DJI and Accel will both choose which drone companies are funded.

Shutterstock / Piotr Debowski

Get prepared for more drones.

As Re/code previously reported, startup investment firm Accel and Chinese drone company DJI will be co-running a fund focused on the unmanned aerial vehicle ecosystem. They’re contributing equal amounts of money to the $10 million fund, called SkyFund, and will both decide what companies receive backing.

“Rarely are there situations when an entirely new computing platform gets introduced that has applicability on the global scale,” Sameer Gandhi, Accel’s partner leading the fund, told Re/code in an interview. “Our belief is: This is one of those opportunities.” He cited Accel’s history of investing in companies that built a platform for developers — Facebook, Cloudera, Dropbox, Atlassian.

“The thing that excites us the most is long-term possibilities of what people can do in a variety of industries,” Eric Cheng, DJI’s U.S. General Manager, added.

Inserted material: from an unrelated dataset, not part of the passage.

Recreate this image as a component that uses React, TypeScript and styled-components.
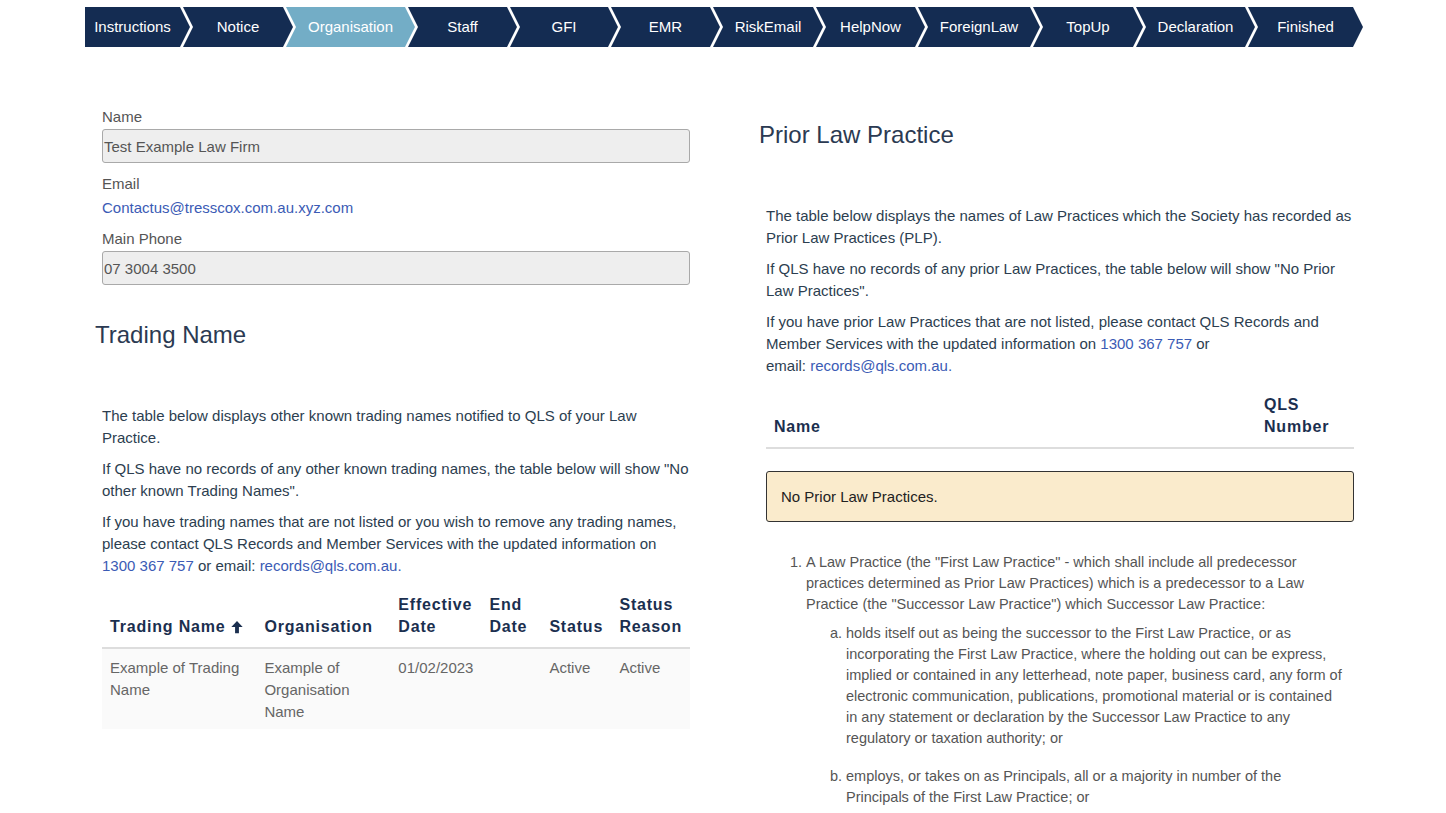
import React from 'react';
import styled, { createGlobalStyle } from 'styled-components';

const GlobalStyle = createGlobalStyle`
  html, body {
    margin: 0;
    padding: 0;
    background: #fff;
    font-family: "Liberation Sans", Arial, sans-serif;
    font-size: 15px;
    color: #2c3e50;
  }
  * { box-sizing: border-box; }
`;

const Wizard = styled.nav`
  display: flex;
  margin: 7px 0 0 85px;
  height: 40px;
`;

const Step = styled.div<{ $w: number; $first?: boolean; $active?: boolean }>`
  flex: 0 0 ${(p) => p.$w}px;
  margin-left: ${(p) => (p.$first ? 0 : -7)}px;
  height: 40px;
  display: flex;
  align-items: center;
  justify-content: center;
  padding: 0 10px 1px ${(p) => (p.$first ? 0 : 10)}px;
  background: ${(p) => (p.$active ? '#73adc6' : '#142c52')};
  color: #fff;
  font-size: 15px;
  white-space: nowrap;
  clip-path: ${(p) =>
    p.$first
      ? 'polygon(0 0, calc(100% - 10px) 0, 100% 50%, calc(100% - 10px) 100%, 0 100%)'
      : 'polygon(0 0, calc(100% - 10px) 0, 100% 50%, calc(100% - 10px) 100%, 0 100%, 10px 50%)'};
`;

const Columns = styled.main`
  display: grid;
  grid-template-columns: 588px 588px;
  column-gap: 76px;
  margin-left: 102px;
  padding-bottom: 40px;
`;

const Column = styled.section<{ $top: number }>`
  padding-top: ${(p) => p.$top}px;
`;

const Label = styled.div`
  color: #555;
  font-size: 15px;
  line-height: 20px;
  margin-bottom: 2px;
`;

const Field = styled.div`
  margin-bottom: 11px;
`;

const ReadOnlyInput = styled.div`
  height: 34px;
  display: flex;
  align-items: center;
  padding-left: 1px;
  background: #eeeeee;
  border: 1px solid #a9a9a9;
  border-radius: 3px;
  color: #555;
  font-size: 15px;
`;

const Link = styled.a`
  color: #3b5bb5;
  text-decoration: none;
`;

const LinkLine = styled.div`
  line-height: 20px;
  margin-top: 4px;
`;

const Heading = styled.h2<{ $top: number }>`
  margin: ${(p) => p.$top}px 0 57px -7px;
  font-size: 24px;
  font-weight: 400;
  line-height: 26px;
  color: #2b3a52;
`;

const Para = styled.p`
  margin: 0 0 9px;
  line-height: 22px;
  color: #2c3e50;
`;

const Table = styled.table`
  width: 100%;
  border-collapse: collapse;
  margin-top: 8px;
`;

const Th = styled.th<{ $w?: number }>`
  width: ${(p) => (p.$w ? `${p.$w}px` : 'auto')};
  padding: 8px 8px 9px;
  text-align: left;
  vertical-align: bottom;
  font-size: 16px;
  font-weight: 700;
  letter-spacing: 0.8px;
  line-height: 22px;
  color: #1b2f4f;
  border-bottom: 2px solid #dddddd;
`;

const Td = styled.td`
  padding: 8px 8px 6px;
  vertical-align: top;
  line-height: 22px;
  color: #666;
  background: #fafafa;
`;

const SortIcon = styled.svg`
  width: 14px;
  height: 14px;
  margin-left: 5px;
  vertical-align: -2px;
`;

const Notice = styled.div`
  margin-top: 22px;
  padding: 15px 14px;
  background: #faebcc;
  border: 1px solid #333;
  border-radius: 3px;
  color: #222;
  line-height: 19px;
`;

const List = styled.ol<{ $alpha?: boolean }>`
  margin: ${(p) => (p.$alpha ? '8px -20px 0 0' : '30px 0 0')};
  padding-left: 40px;
  list-style-type: ${(p) => (p.$alpha ? 'lower-alpha' : 'decimal')};
  color: #555;
  font-size: 14.5px;
  line-height: 21px;
`;

const Item = styled.li`
  margin-bottom: 17px;
`;

const steps = [
  { name: 'Instructions', w: 105 },
  { name: 'Notice', w: 110 },
  { name: 'Organisation', w: 129, active: true },
  { name: 'Staff', w: 109 },
  { name: 'GFI', w: 108 },
  { name: 'EMR', w: 109 },
  { name: 'RiskEmail', w: 110 },
  { name: 'HelpNow', w: 109 },
  { name: 'ForeignLaw', w: 122 },
  { name: 'TopUp', w: 110 },
  { name: 'Declaration', w: 119 },
  { name: 'Finished', w: 115 },
];

export default function App() {
  return (
    <>
      <GlobalStyle />
      <Wizard>
        {steps.map((s, i) => (
          <Step key={s.name} $w={s.w} $first={i === 0} $active={s.active}>
            {s.name}
          </Step>
        ))}
      </Wizard>

      <Columns>
        <Column $top={60}>
          <Field>
            <Label>Name</Label>
            <ReadOnlyInput>Test Example Law Firm</ReadOnlyInput>
          </Field>
          <Field>
            <Label>Email</Label>
            <LinkLine>
              <Link href="#">Contactus@tresscox.com.au.xyz.com</Link>
            </LinkLine>
          </Field>
          <Field>
            <Label>Main Phone</Label>
            <ReadOnlyInput>07 3004 3500</ReadOnlyInput>
          </Field>

          <Heading $top={37}>Trading Name</Heading>
          <Para>
            The table below displays other known trading names notified to QLS of your Law
            Practice.
          </Para>
          <Para>
            If QLS have no records of any other known trading names, the table below will show "No
            other known Trading Names".
          </Para>
          <Para>
            If you have trading names that are not listed or you wish to remove any trading names,
            please contact QLS Records and Member Services with the updated information on{' '}
            <Link href="#">1300 367 757</Link> or email: <Link href="#">records@qls.com.au.</Link>
          </Para>

          <Table>
            <thead>
              <tr>
                <Th $w={155}>
                  Trading Name
                  <SortIcon viewBox="0 0 16 16">
                    <path d="M8 1 L14.5 8 H10.2 V15 H5.8 V8 H1.5 Z" fill="#1b2f4f" />
                  </SortIcon>
                </Th>
                <Th $w={134}>Organisation</Th>
                <Th $w={91}>Effective Date</Th>
                <Th $w={60}>End Date</Th>
                <Th $w={70}>Status</Th>
                <Th>Status Reason</Th>
              </tr>
            </thead>
            <tbody>
              <tr>
                <Td>Example of Trading Name</Td>
                <Td>Example of Organisation Name</Td>
                <Td>01/02/2023</Td>
                <Td></Td>
                <Td>Active</Td>
                <Td>Active</Td>
              </tr>
            </tbody>
          </Table>
        </Column>

        <Column $top={0}>
          <Heading $top={75}>Prior Law Practice</Heading>
          <Para>
            The table below displays the names of Law Practices which the Society has recorded as
            Prior Law Practices (PLP).
          </Para>
          <Para>
            If QLS have no records of any prior Law Practices, the table below will show "No Prior
            Law Practices".
          </Para>
          <Para>
            If you have prior Law Practices that are not listed, please contact QLS Records and
            Member Services with the updated information on <Link href="#">1300 367 757</Link> or
            <br />
            email: <Link href="#">records@qls.com.au.</Link>
          </Para>

          <Table>
            <thead>
              <tr>
                <Th>Name</Th>
                <Th $w={98}>QLS Number</Th>
              </tr>
            </thead>
          </Table>

          <Notice>No Prior Law Practices.</Notice>

          <List>
            <li>
              A Law Practice (the "First Law Practice" - which shall include all predecessor
              practices determined as Prior Law Practices) which is a predecessor to a Law
              Practice (the "Successor Law Practice") which Successor Law Practice:
              <List $alpha>
                <Item>
                  holds itself out as being the successor to the First Law Practice, or as
                  <br />
                  incorporating the First Law Practice, where the holding out can be express,
                  <br />
                  implied or contained in any letterhead, note paper, business card, any form of
                  <br />
                  electronic communication, publications, promotional material or is contained
                  <br />
                  in any statement or declaration by the Successor Law Practice to any
                  <br />
                  regulatory or taxation authority; or
                </Item>
                <Item>
                  employs, or takes on as Principals, all or a majority in number of the
                  <br />
                  Principals of the First Law Practice; or
                </Item>
              </List>
            </li>
          </List>
        </Column>
      </Columns>
    </>
  );
}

The fund will focus on investing in software and apps that turn drones into multi-purpose machines for things like aerial imaging, agricultural management and oil and gas mining. The fund will also invest in drone infrastruture that improves UAV performance, such as computational imagery, battery life and propulsion technology.

When asked whether SkyFund could invest in drone companies that are competitors to DJI, Cheng demurred. “Right now, some of those terms are being finalized for us,” he said.

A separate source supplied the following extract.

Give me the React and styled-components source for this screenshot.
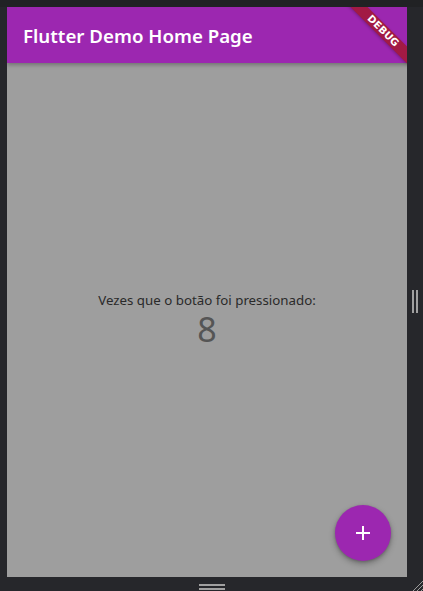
import React from 'react'
import styled, { createGlobalStyle } from 'styled-components'

const Global = createGlobalStyle`
  html, body { margin: 0; padding: 0; background: #26272b; }
`

const Frame = styled.div`
  width: 423px;
  height: 591px;
  display: flex;
  flex-direction: column;
  background: #26272b;
  overflow: hidden;
  font-family: "Noto Sans", "Open Sans", sans-serif;
`

const TopStrip = styled.div`
  height: 7px;
  background: #212224;
`

const Middle = styled.div`
  display: flex;
  height: 570px;
`

const LeftStrip = styled.div`
  width: 7px;
  background: #26272b;
`

const Phone = styled.div`
  position: relative;
  width: 400px;
  display: flex;
  flex-direction: column;
  background: #9e9e9e;
  overflow: hidden;
`

const AppBar = styled.div`
  height: 56px;
  display: flex;
  align-items: center;
  padding-left: 16px;
  background: #9c27b0;
  color: #fff;
  font-size: 18.7px;
  font-weight: 600;
  box-shadow: 0 2px 4px rgba(0, 0, 0, 0.28);
  position: relative;
  z-index: 1;
`

const Body = styled.div`
  flex: 1;
  display: flex;
  flex-direction: column;
  align-items: center;
  justify-content: center;
`

const Label = styled.div`
  font-size: 13.3px;
  line-height: 18px;
  color: #2a2a2a;
`

const Count = styled.div`
  font-size: 34px;
  line-height: 40px;
  color: #555;
  font-weight: 400;
`

const Fab = styled.button`
  position: absolute;
  right: 16px;
  bottom: 16px;
  width: 56px;
  height: 56px;
  border-radius: 50%;
  border: none;
  background: #9c27b0;
  display: flex;
  align-items: center;
  justify-content: center;
  box-shadow: 0 3px 6px rgba(0, 0, 0, 0.28), 0 1px 3px rgba(0, 0, 0, 0.2);
  padding: 0;
`

const BannerClip = styled.div`
  position: absolute;
  top: 0;
  right: 0;
  width: 80px;
  height: 80px;
  overflow: hidden;
  z-index: 2;
  pointer-events: none;
`

const Ribbon = styled.div`
  position: absolute;
  top: 18px;
  right: -26px;
  width: 100px;
  height: 12px;
  transform: rotate(45deg);
  background: #a21a44;
  box-shadow: 0 1px 3px rgba(0, 0, 0, 0.25);
  color: #fff;
  font-family: "DejaVu Sans", sans-serif;
  font-size: 10px;
  font-weight: 900;
  line-height: 12px;
  text-align: center;
  letter-spacing: 0.2px;
`

const RightStrip = styled.div`
  width: 16px;
  display: flex;
  align-items: center;
  justify-content: center;
  background: #26272b;
`

const VGrip = styled.div`
  width: 6px;
  height: 23px;
  margin-top: 18px;
  border-left: 2px solid #a0a0a0;
  border-right: 2px solid #a0a0a0;
  box-sizing: border-box;
`

const BottomStrip = styled.div`
  height: 14px;
  position: relative;
  display: flex;
  justify-content: center;
  background: #26272b;
`

const HGrip = styled.div`
  width: 26px;
  height: 6px;
  margin-top: 7px;
  border-top: 2px solid #a0a0a0;
  border-bottom: 2px solid #a0a0a0;
  box-sizing: border-box;
`

const Corner = styled.svg`
  position: absolute;
  right: 0;
  bottom: 0;
`

export default function App() {
  return (
    <>
      <Global />
      <Frame>
        <TopStrip />
        <Middle>
          <LeftStrip />
          <Phone>
            <AppBar>Flutter Demo Home Page</AppBar>
            <Body>
              <Label>Vezes que o botão foi pressionado:</Label>
              <Count>8</Count>
            </Body>
            <Fab>
              <svg width="24" height="24" viewBox="0 0 24 24">
                <path d="M19 13h-6v6h-2v-6H5v-2h6V5h2v6h6v2z" fill="#fff" />
              </svg>
            </Fab>
            <BannerClip>
              <Ribbon>DEBUG</Ribbon>
            </BannerClip>
          </Phone>
          <RightStrip>
            <VGrip />
          </RightStrip>
        </Middle>
        <BottomStrip>
          <HGrip />
          <Corner width="12" height="12" viewBox="0 0 12 12">
            <line x1="2" y1="12" x2="12" y2="2" stroke="#9a9a9a" strokeWidth="1" />
            <line x1="6" y1="12" x2="12" y2="6" stroke="#9a9a9a" strokeWidth="1" />
            <line x1="10" y1="12" x2="12" y2="10" stroke="#9a9a9a" strokeWidth="1" />
          </Corner>
        </BottomStrip>
      </Frame>
    </>
  )
}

Gandhi said that nothing is ruled out: “The fund has a broader charter. Where we feel there’s interesting opportunities we’ll evaluate them as well.”

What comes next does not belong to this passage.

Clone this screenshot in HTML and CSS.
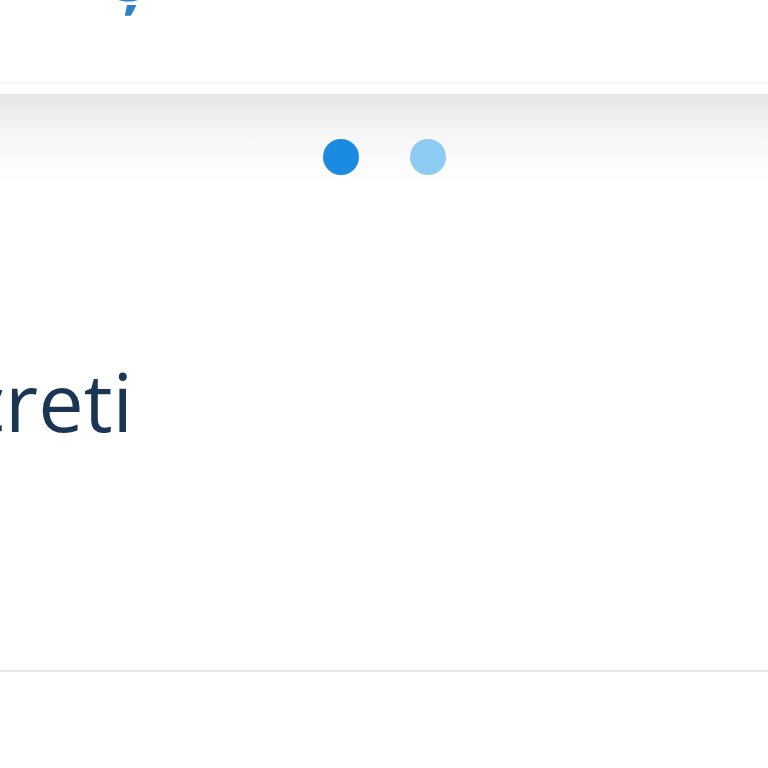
FILE: index.html
```html
<!DOCTYPE html>
<html lang="ro">
<head>
<meta charset="utf-8">
<link rel="stylesheet" href="styles.css">
</head>
<body>
<header class="top">
  <div class="brand">ş</div>
</header>
<div class="gap"></div>
<section class="slider">
  <div class="dots">
    <span class="dot active"></span>
    <span class="dot"></span>
  </div>
  <div class="title-row">
    <h1 class="title">Discreti</h1>
  </div>
</section>
<div class="rule"></div>
</body>
</html>
```
FILE: styles.css
```css
html, body {
  margin: 0;
  padding: 0;
  background: #ffffff;
  font-family: "Open Sans", "Noto Sans", sans-serif;
  overflow: hidden;
  width: 768px;
  height: 768px;
}
.top {
  height: 82px;
  overflow: hidden;
  border-bottom: 2px solid #f5f5f5;
}
.brand {
  font-size: 66px;
  line-height: 64px;
  font-weight: 700;
  color: #2f80c4;
  margin-top: -57px;
  padding-left: 114px;
}
.gap {
  height: 10px;
}
.slider {
  background: linear-gradient(#e6e6e6 0px, #f6f6f6 40px, #ffffff 90px);
  height: 576px;
  display: flex;
  flex-direction: column;
}
.dots {
  display: flex;
  justify-content: center;
  gap: 51px;
  padding-top: 45px;
}
.dot {
  width: 36px;
  height: 36px;
  border-radius: 50%;
  background: #8ecbf2;
}
.dot.active {
  background: #1a8be0;
}
.title-row {
  display: flex;
  justify-content: flex-end;
  width: 133px;
  margin-top: 176px;
}
.title {
  margin: 0;
  font-size: 81px;
  line-height: 100px;
  font-weight: 500;
  color: #1a3654;
  white-space: nowrap;
}
.rule {
  height: 2px;
  background: #e6e6e6;
}
```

This is the first venture fund focused on the nascent drone industry, aside from a $359K angel investment syndicate. As funds go, the $10 million sum isn’t huge, but Accel and DJI hope it will motivate entrepreneurs to develop for the UAV ecosystem.

Gandhi also said that $10 million is just the “initial” commitment to SkyFund. “We expect that over time the pool of capital will be quite a bit larger than that.”